OAKLAND, Calif. (AP) — Posted on the wall of Carrie Secret’s classroom, handwritten cards in careful cursive strokes list the primary language of her black fifth-graders as “Ebonics.”
Over in a corner bookshelf, a stack of much-handled dictionaries tells another part of the story: English is spoken here.
The classroom artifacts sum up the state of ebonics in Oakland a month after the school board’s decision to recognize black English as a separate language.
On one hand is the concept of ebonics as mother tongue — blasted by critics as dumbing-down education, praised by supporters as an innovative attempt to reach floundering students.
On the other is the reality of what is going on in schools — English lessons.
“My objective is not to erase ebonics from their repertoire. It is only to prepare them and give them English as a tool,” Secret says. “They must be able to manipulate English in the broader society. That’s really my mission.”
Moments later, Secret practices what she’s been preaching.
When one of her students, eager for recess, calls out a plaintive, “We don’t got lunch?” she shoots back, “Excuse me? L-2.” That’s shorthand for Language Two — standard English.
Secret has been teaching her flock of about two dozen since they were first-graders, part of a relatively small state Standard English Program. Most of her students are black, though she does have some Cambodians and Hispanics.

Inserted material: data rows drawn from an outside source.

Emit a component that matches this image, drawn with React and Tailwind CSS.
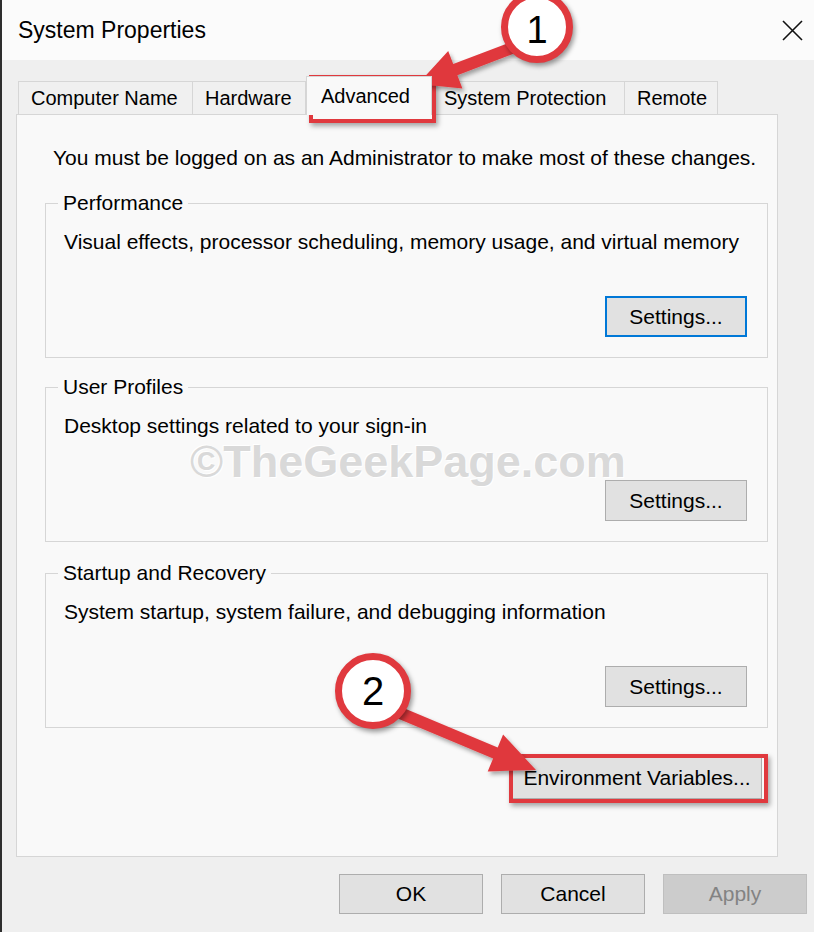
import React from 'react'

const RED = '#e0393e'

function SettingsButton({ focused, label = 'Settings...' }) {
  return (
    <button
      className={
        focused
          ? 'w-[142px] h-[41px] bg-[#e1e1e1] border-2 border-[#0078d7] text-[21px] text-black'
          : 'w-[142px] h-[41px] bg-[#e1e1e1] border border-[#adadad] text-[21px] text-black'
      }
    >
      {label}
    </button>
  )
}

function Group({ title, text, focused, className }) {
  return (
    <fieldset className={'w-[723px] border border-[#d6d6d6] pl-[18px] pr-[20px] pb-[20px] ' + className}>
      <legend className="px-[5px] -ml-[6px] text-[21px] leading-[24px]">{title}</legend>
      <div className="text-[21px] leading-[24px] mt-[15px]">{text}</div>
      <div className="flex justify-end mt-[42px]">
        <SettingsButton focused={focused} />
      </div>
    </fieldset>
  )
}

function Tab({ label, active, w }) {
  if (active) {
    return (
      <div className={'h-[39px] -mb-px z-10 bg-[#f9f9f9] border border-b-0 border-[#d6d6d6] flex items-center pl-[14px] text-[20px] ' + w}>
        {label}
      </div>
    )
  }
  return (
    <div className={'h-[33px] bg-[#f0f0f0] border border-b-0 border-l-0 first:border-l border-[#d6d6d6] flex items-center pl-[12px] text-[20px] ' + w}>
      {label}
    </div>
  )
}

export default function App() {
  return (
    <div className="w-[814px] h-[932px] relative overflow-hidden bg-[#efefef] border-l-2 border-[#2e2e2e] font-['Liberation_Sans',Arial,sans-serif] text-black">
      {/* title bar */}
      <div className="h-[60px] bg-[#fbfbfb] flex items-center justify-between pl-[16px] pr-[11px]">
        <span className="text-[23px]">System Properties</span>
        <svg width="21" height="21" viewBox="0 0 21 21">
          <path d="M1 1 L20 20 M20 1 L1 20" stroke="#111" strokeWidth="1.6" fill="none" />
        </svg>
      </div>

      {/* tabs */}
      <div className="h-[54px] flex items-end pl-[16px]">
        <Tab label="Computer Name" w="w-[175px]" />
        <Tab label="Hardware" w="w-[113px]" />
        <Tab label="Advanced" w="w-[126px]" active />
        <Tab label="System Protection" w="w-[193px]" />
        <Tab label="Remote" w="w-[93px]" />
      </div>

      {/* panel */}
      <div className="ml-[14px] w-[762px] h-[743px] bg-[#f9f9f9] border border-[#d6d6d6] pl-[28px] pt-[31px]">
        <div className="ml-[8px] text-[21px] leading-[24px]">
          You must be logged on as an Administrator to make most of these changes.
        </div>
        <Group
          className="mt-[21px]"
          title="Performance"
          text="Visual effects, processor scheduling, memory usage, and virtual memory"
          focused
        />
        <Group className="mt-[17px]" title="User Profiles" text="Desktop settings related to your sign-in" />
        <Group
          className="mt-[19px]"
          title="Startup and Recovery"
          text="System startup, system failure, and debugging information"
        />
        <div className="w-[723px] flex justify-end pr-[6px] mt-[29px]">
          <button className="w-[250px] h-[42px] bg-[#e1e1e1] border border-[#adadad] text-[21px]">
            Environment Variables...
          </button>
        </div>
      </div>

      {/* footer buttons */}
      <div className="flex justify-end gap-[18px] pr-[7px] mt-[17px]">
        <button className="w-[144px] h-[40px] bg-[#e1e1e1] border border-[#adadad] text-[21px]">OK</button>
        <button className="w-[144px] h-[40px] bg-[#e1e1e1] border border-[#adadad] text-[21px]">Cancel</button>
        <button className="w-[144px] h-[40px] bg-[#cccccc] border border-[#bfbfbf] text-[21px] text-[#838383]">Apply</button>
      </div>

      {/* watermark */}
      <div className="absolute left-[188px] top-[428px] text-[45px] font-bold text-[#d9d9d9] pointer-events-none [text-shadow:1px_1px_0_#ffffff,-1px_-1px_0_#ffffff]">
        ©TheGeekPage.com
      </div>

      {/* highlight boxes */}
      <div className="absolute left-[307px] top-[75px] w-[127px] h-[48px] border-4 border-[#e0393e] shadow-[2px_3px_5px_rgba(0,0,0,0.35)]" />
      <div className="absolute left-[507px] top-[754px] w-[259px] h-[49px] border-4 border-[#e0393e] shadow-[2px_3px_5px_rgba(0,0,0,0.35)]" />

      {/* arrows */}
      <svg className="absolute inset-0 pointer-events-none" width="814" height="932" viewBox="0 0 814 932">
        <defs>
          <filter id="sh" x="-20%" y="-20%" width="140%" height="140%">
            <feDropShadow dx="2" dy="3" stdDeviation="2" floodColor="#000" floodOpacity="0.35" />
          </filter>
        </defs>
        <polygon
          filter="url(#sh)"
          fill={RED}
          points="507.9,42.4 451.2,64.1 446.2,51 416,84 460.4,88.4 455.4,75.3 512.1,53.6"
        />
        <polygon
          filter="url(#sh)"
          fill={RED}
          points="400.3,707.5 495.7,747.5 501.1,734.6 534,770 485.7,771.4 491.1,758.5 395.7,718.5"
        />
      </svg>

      {/* numbered callouts */}
      <div className="absolute left-[499px] top-[-9px] w-[72px] h-[72px] rounded-full bg-white border-[7px] border-[#e0393e] shadow-[2px_3px_5px_rgba(0,0,0,0.4)] flex items-center justify-center text-[38px] leading-none pt-[6px]">
        1
      </div>
      <div className="absolute left-[333px] top-[653px] w-[76px] h-[76px] rounded-full bg-white border-[7px] border-[#e0393e] shadow-[2px_3px_5px_rgba(0,0,0,0.4)] flex items-center justify-center text-[40px] leading-none">
        2
      </div>
    </div>
  )
}
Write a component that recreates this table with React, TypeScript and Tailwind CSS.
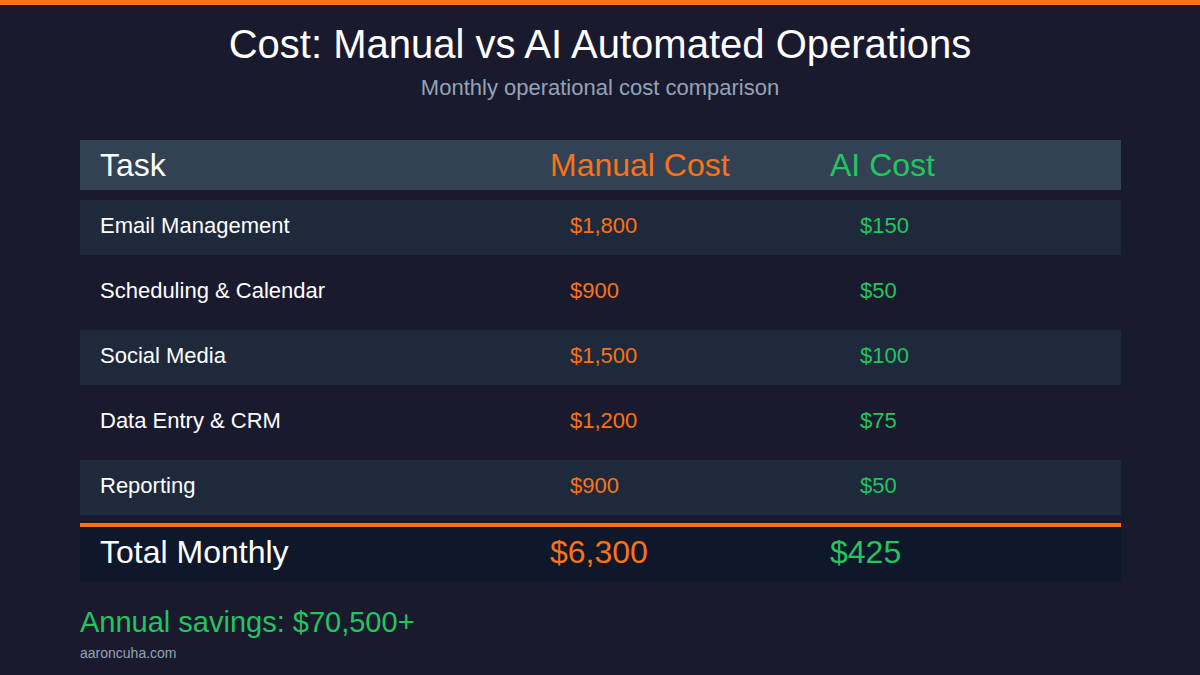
const rows = [
  { task: "Email Management", manual: "$1,800", ai: "$150" },
  { task: "Scheduling & Calendar", manual: "$900", ai: "$50" },
  { task: "Social Media", manual: "$1,500", ai: "$100" },
  { task: "Data Entry & CRM", manual: "$1,200", ai: "$75" },
  { task: "Reporting", manual: "$900", ai: "$50" },
];

export default function App() {
  return (
    <div
      className="w-[1200px] h-[675px] bg-[#1a1a2e] border-t-[5px] border-[#f97316] overflow-hidden"
      style={{ fontFamily: '"Liberation Sans", Arial, sans-serif' }}
    >
      {/* Heading */}
      <div className="pt-4 text-center">
        <h1 className="text-[40px] leading-[46px] text-white">Cost: Manual vs AI Automated Operations</h1>
        <p className="mt-2 text-[22px] leading-[25px] text-[#94a3b8]">Monthly operational cost comparison</p>
      </div>

      {/* Table */}
      <div className="mx-[80px] mt-10 w-[1041px]">
        <div className="grid grid-cols-[450px_280px_1fr] h-[50px] items-center bg-[#334155] text-[32px]">
          <div className="pl-5 text-white">Task</div>
          <div className="pl-5 text-[#f97316]">Manual Cost</div>
          <div className="pl-5 text-[#22c55e]">AI Cost</div>
        </div>

        <div className="mt-[10px] flex flex-col gap-[10px]">
          {rows.map((r, i) => (
            <div
              key={r.task}
              className={`grid grid-cols-[450px_280px_1fr] h-[55px] pb-[5px] items-center text-[22px] ${i % 2 === 0 ? "bg-[#1e293b]" : ""}`}
            >
              <div className="pl-5 text-white">{r.task}</div>
              <div className="pl-10 text-[#f97316]">{r.manual}</div>
              <div className="pl-[50px] text-[#22c55e]">{r.ai}</div>
            </div>
          ))}
        </div>

        <div className="mt-2 grid grid-cols-[450px_280px_1fr] h-[58px] pb-1 items-center bg-[#0f172a] border-t-4 border-[#f97316] text-[32px]">
          <div className="pl-5 text-white">Total Monthly</div>
          <div className="pl-5 text-[#f97316]">$6,300</div>
          <div className="pl-5 text-[#22c55e]">$425</div>
        </div>
      </div>

      {/* Footer */}
      <div className="px-[80px] mt-[25px]">
        <p className="text-[29px] leading-8 text-[#22c55e]">Annual savings: $70,500+</p>
        <p className="mt-[5px] text-sm text-[#94a3b8]">aaroncuha.com</p>
      </div>
    </div>
  );
}
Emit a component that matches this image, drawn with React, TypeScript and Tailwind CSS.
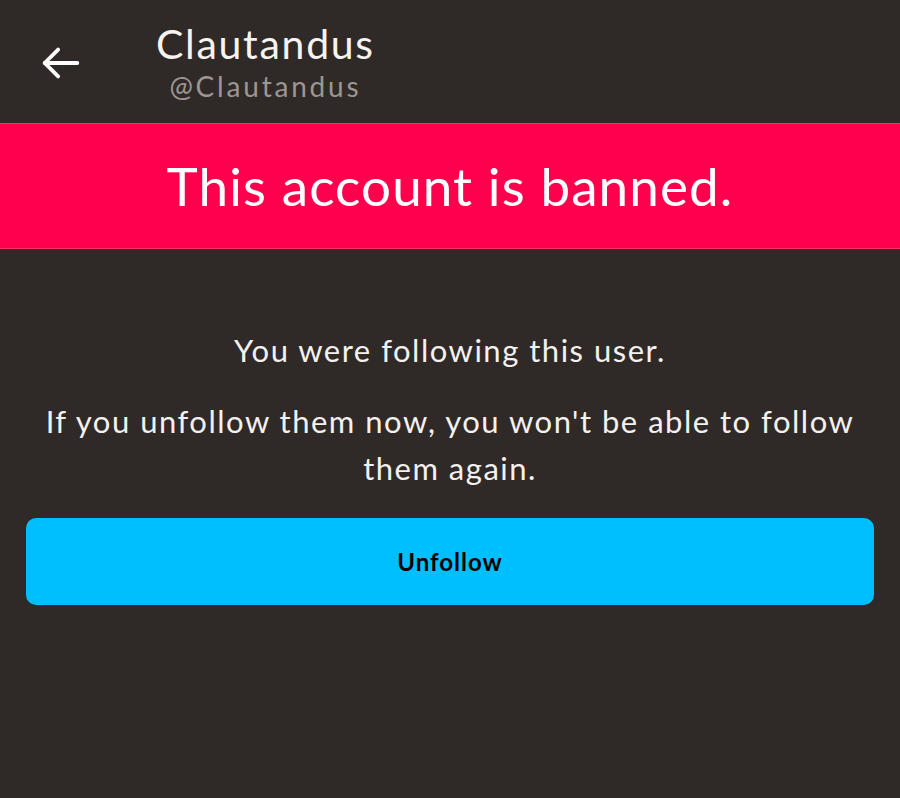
export default function App() {
  return (
    <div
      className="min-h-[798px] w-[900px] bg-[#2f2a28] text-white"
      style={{ fontFamily: "Lato, 'Noto Sans', sans-serif" }}
    >
      <div className="flex h-[123px] items-start pt-[18px]">
        <button className="ml-[38px] mt-[22px] flex h-[46px] w-[46px] items-center justify-center text-white">
          <svg width="46" height="46" viewBox="0 0 24 24" fill="none" stroke="currentColor" strokeWidth="2" strokeLinecap="round" strokeLinejoin="round">
            <path d="M20.5 12H3.5" />
            <path d="M10.5 5l-7 7 7 7" />
          </svg>
        </button>
        <div className="ml-[72px] flex flex-col items-center">
          <div className="text-[41px] leading-[52px] tracking-[1.7px] text-[#f6f3f1]">Clautandus</div>
          <div className="text-[28px] leading-[32px] tracking-[2.8px] text-[#9d9693]">@Clautandus</div>
        </div>
      </div>
      <div className="flex h-[126px] items-center justify-center border-y border-[#ff3366] bg-[#ff004c]">
        <h1 className="text-[53px] font-normal tracking-[1.1px] text-white">This account is banned.</h1>
      </div>
      <div className="px-[40px] pt-[78px] text-center text-[31px] leading-[47px] tracking-[1.5px] text-[#f4f1ef]">
        <p>You were following this user.</p>
        <p className="mt-[24px]">
          If you unfollow them now, you won't be able to follow them again.
        </p>
      </div>
      <div className="px-[26px] pt-[26px]">
        <button className="flex h-[87px] w-full items-center justify-center rounded-[10px] bg-[#00bfff] text-[24px] font-bold tracking-[1px] text-black">
          Unfollow
        </button>
      </div>
    </div>
  );
}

Under Oakland’s new policy, the goals of SEP would be expanded district-wide, with all teachers trained in the art of recognizing and translating black English — perhaps as early as this fall.
Critics say that makes about as much sense as asking teachers to respect and understand why some students add up two and two and get five.
“Why do we African-Americans need to lower our standards to speaking ebonics on a regular basis?” high school student Elisha Nah’shon Spikes wrote in a letter to The Oakland Tribune. “It’s dissing (disrespecting) all of Oakland’s youth who speak ebonics or slang because it’s saying, ‘Go ahead, lower yourself to a lower language that will make you lower than the so-called upper class who don’t have to learn it.'”
Last Wednesday, the board tried to muffle some of the sound and fury set off by their original resolution by passing revisions that, for one thing, dropped all suggestion that black English is genetically based.
But the resolution still declares that ebonics is “not merely” a dialect of English.
The changes mollified some critics, like the Rev. Jesse Jackson.
But black linguist John McWhorter said the revisions don’t go far enough.
“Any characterization of black English as a separate language for me is just pseudo-intellectual, racially divisive … idiocy,” said McWhorter, an assistant professor of linguistics at the University of California-Berkeley.